- Born: September 28, 1978 New York City, New York, U.S.
- Allegiance: United States
- Branch: United States Navy
- Unit: United States Marine Corps
- Battles / wars: War in Afghanistan

= Jeremy Piasecki =

American Marine (born 1978)

Jeremy Piasecki is a United States Marine and most notable for being the first person to introduce water polo to Afghanistan.

== Early life ==

Piasecki is from California but he was born in New York in 1978. He went to Corona del Mar High School in Newport Beach, CA.

Piasecki owned ice cream shops in San Diego County and restaurant in Fallbrook, California for some time in the early 2000s.

== Playing career ==

=== Swimming ===

Piasecki swam for Irvine Novaquatics under coaches Dr. Dave Salo and Ken Lamont. He trained with Olympic gold medalists such as Jason Lezak, Amanda Beard, and Aaron Peirsol. While Piaseki swam at the high performance level, he succeeded in ocean competitions and extreme long distance rough water events in the mid-1990s. He left competitive swimming by entering the Marine Corps.

=== Water Polo ===

Piaseci played water polo for a club team in Newport Beach, CA, where they medaled and the national championships. He then played for Corona del Mar High School in that same city. He later played for Orange Coast College, near Newport Beach.

He then professionally played for a Bundesliga B team, Vfl Sindelfingen, during 2010–2014. He went on to finish his professional playing career for one year in Italy in 2015.

== Coaching career ==

Piasecki coached swimming and water polo in several countries at many different levels. He coached water polo at youth, high school, regional, international, professional and high performance levels, swimming at youth and international levels, and soccer at youth and semiprofessional levels.

=== United States ===

Piasecki started coaching with Irvine Novaquatics in the 1990s. He later coached swimming and water polo in Fallbrook, San Diego, California in the 2000s and took a water polo team to the national championships. He also coached at Temescal Canyon High School in Lake Elsinore. He was a coach and administrator for the Pacific Southwest Zone for USA Water Polo in the latter 2000s.

=== Afghanistan ===

Piasecki introduced the sport of "football in the water", "swimming football" or "water hand soccer" to Afghanistan in 2008. He found an empty pool in the countryside of Afghanistan, convinced the owner to fill it with water and then taught local townspeople to swim and play water polo. Many of the original players on this team died at the hands of the Taliban.

Shortly after introducing water polo to Afghanistan, he was summoned by the Afghanistan Olympic Committee and was asked to start national swim and water polo programs.

In 2010, Piasecki started another local team in Helmand Province, by the Iranian border. He found a pool there and again started to teach locals how to swim and later play water polo.

In 2016, Piasecki brought the Afghanistan team to their first international competition, put on by the international aquatics governing body (FINA) in Vietnam.

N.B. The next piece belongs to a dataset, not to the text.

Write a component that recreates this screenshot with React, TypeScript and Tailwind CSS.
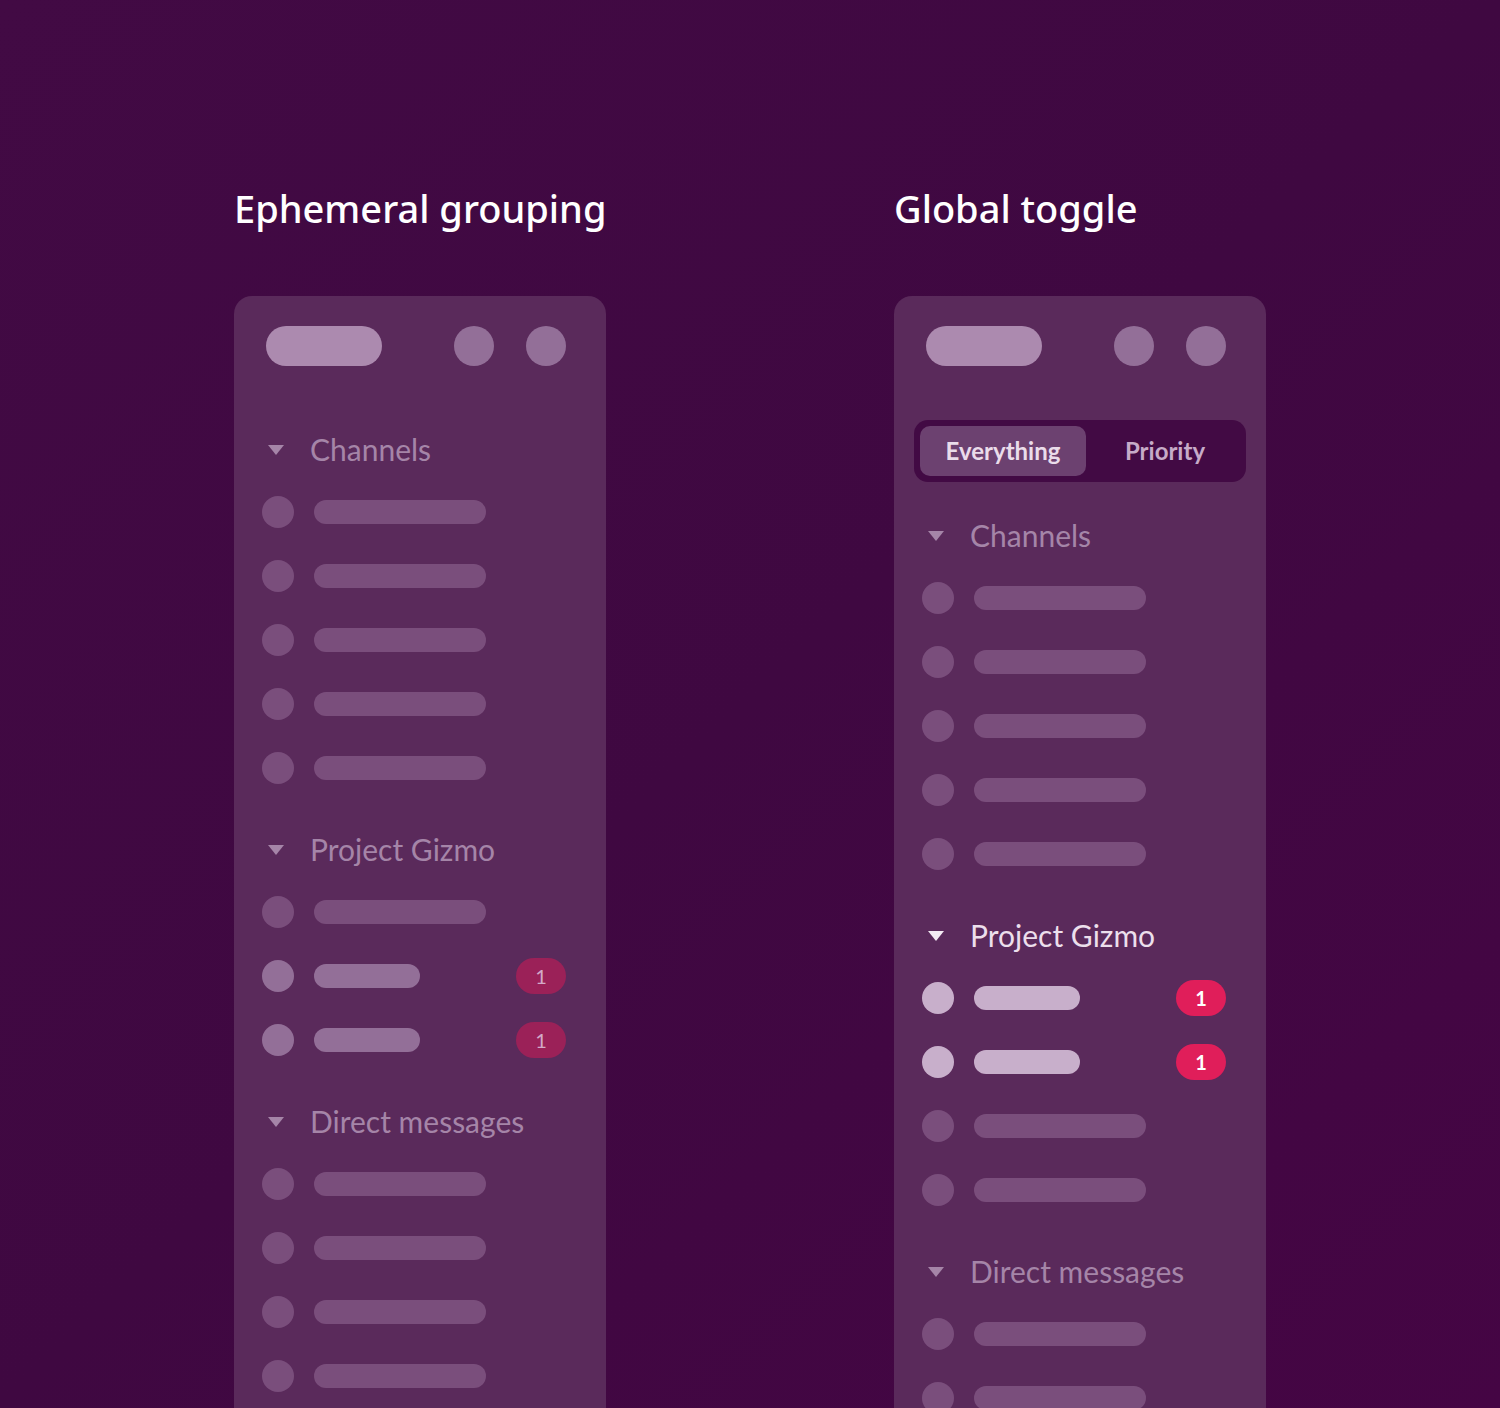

In addition to the hundreds of local teams that have been growing in Afghanistan and thousands of athletes, he developed the national team, disabled teams, and even a women's national team. His efforts have been chronicled in hundreds of international and United States publications, television and radio, ranging from Forbes, Reader's Digest, Los Angeles Times, Swimming World and USA Today to the Times of London.

=== Germany ===

Piasecki took over as VfL Sindelfingen's head water polo coach for their professional team in 2012 and created an additional youth program. He coached swimmers and water polo players there until 2014.

=== Italy ===

In 2014 to 2019, Piasecki coached water polo players and swimmers for several professional and youth Italian clubs and even helped an American military youth swim club.